Das Sinfonieorchester Wuppertal unter der Leitung von Florian Frannek erzählt eine Geschichte mit geradezu unverschämt klingender Musik, die sich am Ende in strahlendem Dur auflöst. Teilweise ist die symphonische Dichte so präsent, dass die Sänger Probleme haben, sich durchzusetzen, das mag aber auch an der fast überfordernden Komposition liegen.

Welch schöne Passagen der Komponist den Sängern zugedacht hat, wird heute mehrfach deutlich. Banu Böke muss die Roxane zwar etwas pathetisch spielen, kann sich aber im Verlauf immer mehr die Rolle zu Eigen machen und mit metallisch gefärbtem Sopran in allen Lagen überzeugen. Besonders im zweiten Akt ist sie präsent und becirct mit ihrem sehnsüchtigen Lied und ihrem berückenden Tanz. Der Gelehrte Edrisi wird streng und aufmerksam von Christian Sturm verkörpert, der mit seinem schlanken Tenor mehr als gefällt. Ein gegensätzliches und sich deswegen ergänzendes Paar bilden der lockende Hirte alias Dionysos, gesungen von Tenor Rafaeł Bartmiński und Bariton Kay Stiefermann. Während der lockende Ton des Propheten mit dem überraschend dunklen Timbre Bartmińskis eine Liaison eingeht, verspürt man bei Stiefermann den ganzen Schmerz Rogers, er donnert, fleht und hadert, um am Schluss zu triumphieren. Zwar scheint der Tenor bisweilen ganz leicht heiser zu sein, das tut der Schönheit seines Gesangs aber kaum Abbruch. Joslyn Rechter als Diakonissin und Martin Js. Ohu als Erzbischof haben im ersten Akt einen kurzen, aber überzeugenden Auftritt.
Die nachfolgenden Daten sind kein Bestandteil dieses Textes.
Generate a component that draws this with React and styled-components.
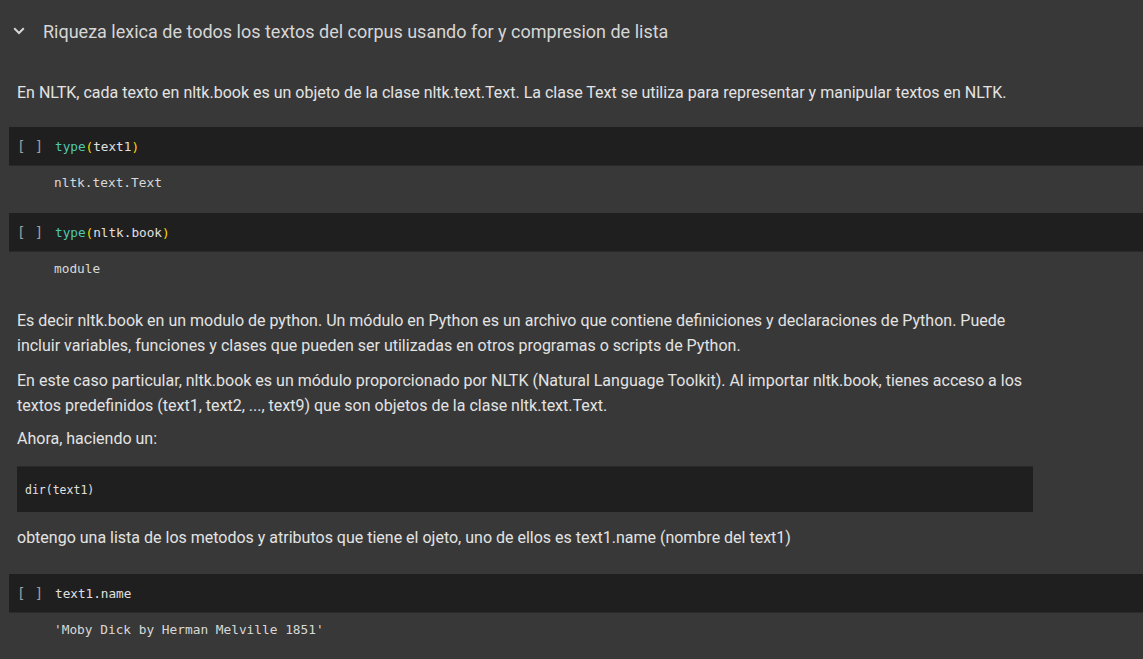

Das Publikum jedenfalls kann kaum den letzten Ton abwarten und jubelt dem sichtlich gerührten Stiefermann und seinen Mitstreitern zu. Auch das Regieteam bekommt lautstarken Zuspruch. Ein letztes Mal haben Interessierte in dieser Spielzeit einen Grund, nach Wuppertal-Barmen zu fahren und ein selten gespieltes Stück zu erleben – abzuwarten ist, ob das mit einer Tosca auch noch der Fall sein wird.